Kim Rose didn’t mean to make Korumburra her home but fell in love with the town anyway.

They don’t come any more down to earth than the wonderful Kim Rose, owner of KD’s Barber Shop in the arcade near Alex Scott Real Estate.

Having moved here eight years ago to be closer to her mum and dad, Kimmy has done it all in recent years: a marriage, the arrival of her first grandson and a brilliant business built from scratch.

Here, Kimmy shares her story about choosing a life in her beautiful adopted home town.

Q: So I'm here with Kimmy Davey, or is it Kimmy Rose now?
A: Kimmy Rose now. Kimmy Rose.

Q: Kimmy, you've been in Korumburra for some time now?
A: It'll be about eight years, nine years now.

Q: What brought you to Korumburra?
A: I moved from Perth, wanted to come back to mum and dad. Moved in with mum and dad, and I was only supposed to stay about four months, but loved it.
I thought “I'll stay here”, and so I stayed put. Then I was working for someone in Leongatha, then I met someone and got married, and now I've got my own business in Korumburra.

Q: Did you expect that when you first got here?
A: No, no, no, no, no. No, I didn't expect that.
I wasn't looking for it, and neither was he (Kim’s husband Steve). And I didn't think I'd be here forever. I thought I'd end up moving to Queensland. That was my reason for coming back here for just, say, six months. But yeah, I wouldn't leave here for anything now. Love it.

Q: What do you love about Korumburra?
A: I love the community. I love the people that live here. It's great that you get a smile when you walk down the street or a wave. It's very friendly. Everybody helps everybody, and it's just a great community.

Q: What do you think are some of the challenges of living in a small town like this?
A: That's a hard one. I find especially when you've got a business something like mine, you need to be open when you're supposed to be open. But people are very friendly.

Having a business, when you do clients here, you end up being friends with them.
It's not just a client. And they come in, they talk to you, and they've got someone to talk to. So it's good that you can listen and let them vent. 

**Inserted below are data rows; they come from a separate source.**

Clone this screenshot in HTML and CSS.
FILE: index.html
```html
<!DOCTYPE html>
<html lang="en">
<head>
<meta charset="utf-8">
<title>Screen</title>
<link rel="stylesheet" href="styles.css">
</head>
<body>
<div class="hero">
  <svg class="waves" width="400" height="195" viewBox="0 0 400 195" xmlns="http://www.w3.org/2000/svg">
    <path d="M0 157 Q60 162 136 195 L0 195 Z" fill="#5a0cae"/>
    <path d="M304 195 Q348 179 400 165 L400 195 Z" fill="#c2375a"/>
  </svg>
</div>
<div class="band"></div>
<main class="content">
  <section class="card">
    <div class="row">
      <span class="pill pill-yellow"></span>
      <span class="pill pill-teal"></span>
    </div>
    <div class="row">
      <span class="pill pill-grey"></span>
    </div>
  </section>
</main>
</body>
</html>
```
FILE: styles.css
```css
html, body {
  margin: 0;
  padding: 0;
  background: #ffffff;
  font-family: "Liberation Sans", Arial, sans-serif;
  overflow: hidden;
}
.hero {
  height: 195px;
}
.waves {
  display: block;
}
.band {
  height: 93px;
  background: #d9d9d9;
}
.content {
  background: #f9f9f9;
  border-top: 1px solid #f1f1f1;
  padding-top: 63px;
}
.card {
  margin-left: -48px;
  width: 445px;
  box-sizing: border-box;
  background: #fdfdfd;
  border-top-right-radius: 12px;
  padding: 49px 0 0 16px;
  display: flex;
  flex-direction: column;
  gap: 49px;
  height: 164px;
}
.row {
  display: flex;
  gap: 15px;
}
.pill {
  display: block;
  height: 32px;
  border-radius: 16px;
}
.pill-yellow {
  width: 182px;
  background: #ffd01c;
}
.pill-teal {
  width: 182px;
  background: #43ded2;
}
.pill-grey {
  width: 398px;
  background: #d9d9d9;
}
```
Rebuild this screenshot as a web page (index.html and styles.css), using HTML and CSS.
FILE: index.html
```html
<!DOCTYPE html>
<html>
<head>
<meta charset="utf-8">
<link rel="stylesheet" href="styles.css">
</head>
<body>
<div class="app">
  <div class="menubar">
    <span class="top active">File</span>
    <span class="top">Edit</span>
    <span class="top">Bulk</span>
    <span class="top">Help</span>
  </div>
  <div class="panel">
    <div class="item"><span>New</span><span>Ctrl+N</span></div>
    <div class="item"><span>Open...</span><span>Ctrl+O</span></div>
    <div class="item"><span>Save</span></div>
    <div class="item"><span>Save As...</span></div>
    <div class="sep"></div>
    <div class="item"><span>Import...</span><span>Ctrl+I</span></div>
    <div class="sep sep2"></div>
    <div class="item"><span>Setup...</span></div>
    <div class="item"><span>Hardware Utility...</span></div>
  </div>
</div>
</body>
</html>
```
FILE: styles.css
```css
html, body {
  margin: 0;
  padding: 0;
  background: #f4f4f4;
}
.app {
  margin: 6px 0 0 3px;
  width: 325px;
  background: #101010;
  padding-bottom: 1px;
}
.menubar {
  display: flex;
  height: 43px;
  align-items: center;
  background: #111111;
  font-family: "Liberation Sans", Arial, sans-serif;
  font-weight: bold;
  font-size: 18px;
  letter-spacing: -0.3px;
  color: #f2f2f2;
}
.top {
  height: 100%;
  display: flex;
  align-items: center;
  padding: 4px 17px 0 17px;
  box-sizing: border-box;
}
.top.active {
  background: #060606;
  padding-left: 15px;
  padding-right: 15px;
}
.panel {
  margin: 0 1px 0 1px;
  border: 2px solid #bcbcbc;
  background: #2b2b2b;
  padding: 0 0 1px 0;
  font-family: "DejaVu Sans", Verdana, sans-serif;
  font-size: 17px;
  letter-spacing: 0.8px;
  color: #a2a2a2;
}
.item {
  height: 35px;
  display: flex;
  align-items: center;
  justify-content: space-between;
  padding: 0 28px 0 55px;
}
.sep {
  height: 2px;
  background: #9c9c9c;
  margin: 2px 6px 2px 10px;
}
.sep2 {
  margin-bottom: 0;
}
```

Sometimes you can help them by saying something nice or just letting them know that you're there for them in the community. Because a lot of people are alone out there. So that's what I find makes me happy - if I can help people.

Q: Where does that desire to help people come from? Does that come down through your family?
A: I think I'm a bit of a softie in that respect. I think it's just my personality.
My mum's very loving, caring. Would do anything for anyone. So would my dad.
And I've always felt that if I could help someone, I will. But I am very soft in that respect. Sometimes probably too soft. But then at the same time, if you can help someone, why wouldn't you?

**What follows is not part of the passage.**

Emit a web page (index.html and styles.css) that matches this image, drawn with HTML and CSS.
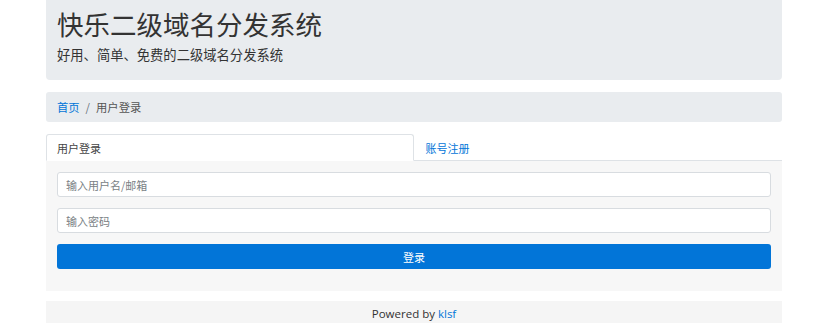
FILE: index.html
```html
<!DOCTYPE html>
<html lang="zh-CN">
<head>
<meta charset="utf-8">
<title>快乐二级域名分发系统</title>
<link rel="stylesheet" href="styles.css">
</head>
<body>
<div class="container">
  <header class="jumbotron">
    <h1 class="title">快乐二级域名分发系统</h1>
    <p class="lead">好用、简单、免费的二级域名分发系统</p>
  </header>
  <nav class="breadcrumb">
    <a class="crumb-link" href="#">首页</a>
    <span class="crumb-sep">/</span>
    <span class="crumb-active">用户登录</span>
  </nav>
  <ul class="tabs">
    <li class="tab tab-active">用户登录</li>
    <li class="tab"><a class="tab-link" href="#">账号注册</a></li>
  </ul>
  <div class="tab-pane">
    <input class="field" type="text" placeholder="输入用户名/邮箱">
    <input class="field" type="password" placeholder="输入密码">
    <button class="btn" type="button">登录</button>
  </div>
  <footer class="footer">Powered by <a class="footer-link" href="#">klsf</a></footer>
</div>
</body>
</html>
```

FILE: styles.css
```css
* { box-sizing: border-box; }
html, body { margin: 0; padding: 0; background: #fff; }
body {
  font-family: "Noto Sans CJK SC", "Noto Sans", sans-serif;
  color: #333;
}
.container {
  width: 736px;
  margin: 0 auto;
  display: flex;
  flex-direction: column;
}
.jumbotron {
  background: #e9ecef;
  border-radius: 0 0 4px 4px;
  height: 80px;
  padding: 6px 11px 0;
}
.title {
  margin: 0;
  font-size: 26.5px;
  font-weight: 400;
  line-height: 36px;
  color: #333;
}
.lead {
  margin: 3px 0 0;
  font-size: 13.3px;
  line-height: 20px;
  color: #333;
}
.breadcrumb {
  margin-top: 12px;
  height: 30px;
  background: #e9ecef;
  border-radius: 3px;
  padding: 0 11px;
  display: flex;
  align-items: center;
  font-size: 11.3px;
  color: #555;
}
.crumb-link { color: #0275d8; text-decoration: none; }
.crumb-sep { margin: 0 6px; color: #6c757d; }
.crumb-active { color: #555; }
.tabs {
  list-style: none;
  margin: 12px 0 0;
  padding: 0;
  display: flex;
  border-bottom: 1px solid #dee2e6;
}
.tab {
  flex: 1;
  height: 27px;
  display: flex;
  align-items: center;
  padding: 0 11px;
  font-size: 11px;
  margin-bottom: -1px;
  border: 1px solid transparent;
  border-radius: 3px 3px 0 0;
}
.tab-active {
  background: #fff;
  border-color: #dee2e6 #dee2e6 #fff;
  color: #444;
  padding-left: 10px;
}
.tab-link { color: #0275d8; text-decoration: none; }
.tab-pane {
  background: #f7f7f7;
  padding: 11px 11px 21px;
  display: flex;
  flex-direction: column;
  gap: 11px;
  height: 130px;
}
.field {
  height: 25px;
  border: 1px solid #d8dce0;
  border-radius: 3px;
  background: #fff;
  padding: 0 8px;
  font-family: inherit;
  font-size: 11px;
  color: #495057;
}
.field::placeholder { color: #7a7f85; }
.btn {
  height: 25px;
  border: 0;
  border-radius: 3px;
  background: #0275d8;
  color: #fff;
  font-family: inherit;
  font-size: 11px;
}
.footer {
  margin-top: 10px;
  background: #f5f5f5;
  height: 30px;
  padding-top: 5px;
  text-align: center;
  font-family: "Open Sans", "Noto Sans", sans-serif;
  font-size: 11.5px;
  color: #333;
}
.footer-link { color: #0275d8; text-decoration: none; }
```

Q: Do you find sometimes with all the giving that you miss out yourself?
A: Oh yeah, definitely. A lot of times I take it home with me and it's very emotional. But I'm lucky I've got a great husband who supports me and is always there for me. That's one lucky thing.

Q: Now in your family there's a lot of children. What number are you?
A: I'm one of nine. I'm the second youngest. We all live in different areas.

Q: Being the second youngest of nine children - what was that like growing up?
A: Loved it. It was great. We were always busy. We were never home weekends.
Mum and Dad, we always went away in the caravan. Then also my dad and my brothers were into speedway racing, so we were never home weekends. We were always busy. And I used to say to Mum, how did you deal with taking all us kids to people's homes or friends' places? She always used to say, we were so well behaved. Never had an issue.

Q: What's your take on how families these days are dealing with things? There seems to be more broken families now.
A: It's sad. I think people don't try hard enough anymore. I think finance has a big thing about it. There's a lot more mental illness out there, a lot of domestic violence. It's a lot of stress on people nowadays. Whereas it never used to be years ago. The way Australia is now, like Victoria, a lot of people I'm finding are moving to Queensland or WA just to get out of Victoria. Because the way the state is at the moment with taxes and just everything it's a lot harder.

Q: Do you think as a business owner, those taxes can be relentless?
A: Relentless. And you just keep waiting for the next one and the next one to see what's going to happen. And you hear it every day from clients, how hard it's to live now. I've got clients that are living on noodles. I say to them, there's places you can go for help. I've even given free haircuts when I know that they're struggling. It's just something that if you can help someone, you do it.

Q: Now you also, if you don't mind me asking you and Steve spend a lot of time with your grandchild - what's that like?
A: Look, I do have my grandchild full time. That's hard.

Q: That's related to your daughter being unwell?
A: My daughter's not well, no. But look, for my husband to take on a three-year-old - well, back then he (Jeremiah) was one - shows what sort of a person he is.
And I would never, ever have my grandson given to anybody else. He's my blood. He's my everything. And yeah, it is hard work. It's tiring, especially when you have a business. But you just do it. You just keep going and just take day by day.

Q: Is it true that the love of a grandchild is stronger than that of your own children?
A: No, I think it's different love. I don't believe it's stronger.
I think we have more time for our grandkids. When we're younger, like I had a business where my daughter was little and I didn't have as much time that I could spend with her, where now I'm not working full time. Having my grandson, I do have time with him, but he does go to daycare and so I get a Tuesday off to myself. That makes it a bit easier. But I don't think it's you love them more. I think it's more the fact it's a different love that you have, that you have more time for them and more patience.

Q: To be able to do that - manage your business, care for your grandchild - where do you draw your strength from?
A: I think as I've got older, you've got to be stronger. With my daughter not being well, I think that's got me through a lot of it. I just look at my grandson and think, well, he didn’t ask where he is, but it is what it is. Steve and I give him the best life we can. That's all we can do.
You know, some grandparents can't do it. So I'm lucky that we can do it. He's a beautiful boy. He has his issues with his tantrums and that, but all kids do. 

Q: Can you see yourself ever moving out of Korumburra?
A: Probably in about 15 years, if I'm still around. But I think more we’ll travel rather than move out of Korumburra, because we have other kids here. I definitely want to be around my family. So I’m staying.